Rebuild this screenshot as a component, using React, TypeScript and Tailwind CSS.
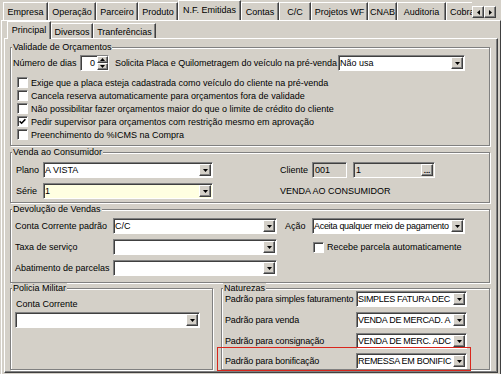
const raised =
  'border border-t-white border-l-white border-r-[#404040] border-b-[#404040] shadow-[inset_-1px_-1px_0_#808080]';
const sunken =
  'border border-t-[#808080] border-l-[#808080] border-r-white border-b-white shadow-[inset_1px_1px_0_#404040]';

type Dir = 'down' | 'up' | 'left' | 'right';

function Arrow({ dir }: { dir: Dir }) {
  if (dir === 'down') {
    return (
      <svg width="5" height="3" viewBox="0 0 5 3">
        <polygon points="0,0 5,0 2.5,3" fill="#000" />
      </svg>
    );
  }
  if (dir === 'up') {
    return (
      <svg width="5" height="3" viewBox="0 0 5 3">
        <polygon points="0,3 5,3 2.5,0" fill="#000" />
      </svg>
    );
  }
  return (
    <svg width="3" height="5" viewBox="0 0 3 5">
      <polygon points={dir === 'left' ? '3,0 3,5 0,2.5' : '0,0 0,5 3,2.5'} fill="#000" />
    </svg>
  );
}

function Combo({
  value = '',
  className = '',
  bg = 'bg-white',
  tight = false,
}: {
  value?: string;
  className?: string;
  bg?: string;
  tight?: boolean;
}) {
  return (
    <div className={`flex h-[16px] shrink-0 items-center ${sunken} ${bg} ${className}`}>
      <span className={`flex-1 overflow-hidden whitespace-nowrap pl-px ${tight ? 'tracking-[-0.3px]' : ''}`}>{value}</span>
      <span className={`mr-px flex h-[12px] w-[12px] shrink-0 items-center justify-center bg-[#d4d0c8] ${raised}`}>
        <Arrow dir="down" />
      </span>
    </div>
  );
}

function Check({ checked = false }: { checked?: boolean }) {
  return (
    <span className={`flex h-[11px] w-[11px] shrink-0 items-center justify-center bg-white ${sunken}`}>
      {checked && (
        <svg width="7" height="7" viewBox="0 0 7 7">
          <path d="M0.6 3.2 L2.6 5.2 L6.4 1.2" stroke="#000" strokeWidth="1.6" fill="none" />
        </svg>
      )}
    </span>
  );
}

function Tab({ label, w, active, big }: { label: string; w: string; active?: boolean; big?: boolean }) {
  if (active) {
    return (
      <div
        className={`relative z-10 -mb-px flex shrink-0 items-center justify-center border-l border-t border-r border-l-white border-t-white border-r-[#404040] bg-[#d4d0c8] pb-[2px] shadow-[inset_-1px_0_0_#808080] ${big ? 'h-[21px]' : 'h-[18px]'} ${w}`}
      >
        {label}
      </div>
    );
  }
  return (
    <div
      className={`flex shrink-0 items-center justify-center border-l border-t border-r border-l-white border-t-white border-r-[#404040] pt-px shadow-[inset_-1px_0_0_#808080] ${big ? 'h-[18px]' : 'h-[15px]'} ${w}`}
    >
      {label}
    </div>
  );
}

function Group({ title, className = '', children }: { title: string; className?: string; children: React.ReactNode }) {
  return (
    <fieldset
      className={`shrink-0 border border-[#808080] pl-[3px] shadow-[inset_1px_1px_0_#fff,1px_1px_0_#fff] ${className}`}
    >
      <legend className="-ml-[2px] bg-[#d4d0c8] px-px leading-[10px]">{title}</legend>
      {children}
    </fieldset>
  );
}

const checks: [string, boolean][] = [
  ['Exige que a placa esteja cadastrada como veículo do cliente na pré-venda', false],
  ['Cancela reserva automaticamente para orçamentos fora de validade', false],
  ['Não possibilitar fazer orçamentos maior do que o limite de crédito do cliente', false],
  ['Pedir supervisor para orçamentos com restrição mesmo em aprovação', true],
  ['Preenchimento do %ICMS na Compra', false],
];

const naturezas = [
  ['Padrão para simples faturamento', 'SIMPLES FATURA DEC'],
  ['Padrão para venda', 'VENDA DE MERCAD. A'],
  ['Padrão para consignação', 'VENDA DE MERC. ADC'],
];

export default function App() {
  return (
    <div className="h-[374px] w-[501px] overflow-hidden bg-[#d4d0c8] font-['Liberation_Sans',Arial,sans-serif] text-[9px] leading-[10px] text-black">
      {/* top tab strip */}
      <div className="flex h-[20px] items-end pl-[3px]">
        <div className="flex w-[469px] items-end overflow-hidden">
          <Tab big label="Empresa" w="w-[45px]" />
          <Tab big label="Operação" w="w-[48px]" />
          <Tab big label="Parceiro" w="w-[42px]" />
          <Tab big label="Produto" w="w-[40px]" />
          <Tab big active label="N.F. Emitidas" w="w-[63px]" />
          <Tab big label="Contas" w="w-[38px]" />
          <Tab big label="C/C" w="w-[32px]" />
          <Tab big label="Projetos WF" w="w-[57px]" />
          <Tab big label="CNAB" w="w-[29px]" />
          <Tab big label="Auditoria" w="w-[49px]" />
          <div className="flex h-[18px] w-[26px] shrink-0 items-center border-l border-t border-l-white border-t-white pl-[3px] pt-px">
            Cobra
          </div>
        </div>
        <div className="mb-[2px] flex">
          <span className={`flex h-[12px] w-[12px] items-center justify-center bg-[#d4d0c8] ${raised}`}>
            <Arrow dir="left" />
          </span>
          <span className={`flex h-[12px] w-[12px] items-center justify-center bg-[#d4d0c8] ${raised}`}>
            <Arrow dir="right" />
          </span>
        </div>
      </div>

      {/* N.F. Emitidas page */}
      <div className="ml-px h-[356px] w-[500px] border-l border-t border-r border-l-white border-t-white border-r-[#404040]">
        <div className="flex h-[17px] items-end pl-[5px]">
          <Tab active label="Principal" w="w-[44px]" />
          <Tab label="Diversos" w="w-[42px]" />
          <Tab label="Tranferências" w="w-[63px]" />
        </div>

        {/* Principal page */}
        <div className={`ml-[2px] flex h-[335px] w-[494px] flex-col pl-[5px] pr-[7px] pt-[3px] ${raised}`}>
          <Group title="Validade de Orçamentos" className="h-[104px]">
            <div className="mt-[3px] flex h-[16px] items-center">
              <span className="-ml-px w-[67px] shrink-0">Número de dias</span>
              <div className={`flex h-[16px] w-[29px] shrink-0 bg-white ${sunken}`}>
                <span className="flex-1 pr-[2px] text-right leading-[14px]">0</span>
                <div className="flex flex-col">
                  <span className={`flex h-[7px] w-[11px] items-center justify-center bg-[#d4d0c8] ${raised}`}>
                    <Arrow dir="up" />
                  </span>
                  <span className={`flex h-[7px] w-[11px] items-center justify-center bg-[#d4d0c8] ${raised}`}>
                    <Arrow dir="down" />
                  </span>
                </div>
              </div>
              <span className="ml-[6px] w-[223px] shrink-0 whitespace-nowrap tracking-[-0.05px]">
                Solicita Placa e Quilometragem do veículo na pré-venda
              </span>
              <Combo value="Não usa" className="w-[127px]" />
            </div>
            <div className="mt-[5px] pl-[3px]">
              {checks.map(([t, c]) => (
                <div key={t} className="flex h-[13px] items-center">
                  <Check checked={c} />
                  <span className="ml-[3px] whitespace-nowrap">{t}</span>
                </div>
              ))}
            </div>
          </Group>

          <Group title="Venda ao Consumidor" className="mt-px h-[56px]">
            <div className="mt-[5px] flex items-center">
              <span className="w-[29px] shrink-0 pl-[2px]">Plano</span>
              <Combo value="A VISTA" className="w-[170px]" />
              <span className="ml-[67px] w-[32px] shrink-0">Cliente</span>
              <div className={`flex h-[16px] w-[35px] shrink-0 items-center bg-[#d4d0c8] pl-[2px] ${sunken}`}>001</div>
              <div className={`ml-[6px] flex h-[16px] w-[82px] shrink-0 items-center bg-[#dcd9d2] ${sunken}`}>
                <span className="flex-1 pl-[2px]">1</span>
                <span
                  className={`mr-px flex h-[12px] w-[12px] items-end justify-center bg-[#d4d0c8] pb-px text-[8px] font-bold leading-[6px] ${raised}`}
                >
                  ...
                </span>
              </div>
            </div>
            <div className="mt-[5px] flex items-center">
              <span className="w-[29px] shrink-0 pl-[2px]">Série</span>
              <Combo value="1" className="w-[170px]" bg="bg-[#ffffe1]" />
              <span className="ml-[67px] whitespace-nowrap">VENDA AO CONSUMIDOR</span>
            </div>
          </Group>

          <Group title="Devolução de Vendas" className="mt-px h-[79px]">
            <div className="mt-[4px] flex items-center">
              <span className="w-[99px] shrink-0 pl-px">Conta Corrente padrão</span>
              <Combo value="C/C" className="w-[164px]" />
              <span className="ml-[8px] w-[27px] shrink-0">Ação</span>
              <Combo tight value="Aceita qualquer meio de pagamento" className="w-[153px]" />
            </div>
            <div className="mt-[5px] flex items-center">
              <span className="w-[99px] shrink-0 pl-px">Taxa de serviço</span>
              <Combo className="w-[164px]" />
              <span className="ml-[36px]">
                <Check />
              </span>
              <span className="ml-[3px] whitespace-nowrap">Recebe parcela automaticamente</span>
            </div>
            <div className="mt-[5px] flex items-center">
              <span className="w-[99px] shrink-0 pl-px">Abatimento de parcelas</span>
              <Combo className="w-[164px]" />
            </div>
          </Group>

          <div className="flex">
            <Group title="Policia Militar" className="h-[87px] w-[203px]">
              <div className="mt-[6px] pl-[2px]">Conta Corrente</div>
              <Combo className="ml-px mt-[3px] w-[185px]" />
            </Group>
            <Group title="Naturezas" className="ml-[8px] h-[87px] w-[269px]">
              <div className="-mt-[2px] flex flex-col gap-[5px]">
                {naturezas.map(([l, v]) => (
                  <div key={l} className="flex items-center">
                    <span className="w-[131px] shrink-0 whitespace-nowrap tracking-[-0.15px]">{l}</span>
                    <Combo tight value={v} className="w-[111px]" />
                  </div>
                ))}
              </div>
              <div className="relative mt-[4px] flex w-[242px] items-center">
                <span className="w-[131px] shrink-0 whitespace-nowrap tracking-[-0.15px]">Padrão para bonificação</span>
                <Combo tight value="REMESSA EM BONIFIC" className="w-[111px]" />
                <span className="pointer-events-none absolute -bottom-[2px] -left-[8px] -right-[4px] -top-[6px] border border-[#d9261c]" />
              </div>
            </Group>
          </div>
        </div>
      </div>
    </div>
  );
}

→ **GIVEN EXERCISE**:
Leave out the pictures and repeat exactly the lines from the start of the material through the line that contains "type Dir = 'down' | 'up' | 'left' | 'right';", both included.

→ **WORKED ANSWER**:
Rebuild this screenshot as a component, using React, TypeScript and Tailwind CSS.
const raised =
  'border border-t-white border-l-white border-r-[#404040] border-b-[#404040] shadow-[inset_-1px_-1px_0_#808080]';
const sunken =
  'border border-t-[#808080] border-l-[#808080] border-r-white border-b-white shadow-[inset_1px_1px_0_#404040]';

type Dir = 'down' | 'up' | 'left' | 'right';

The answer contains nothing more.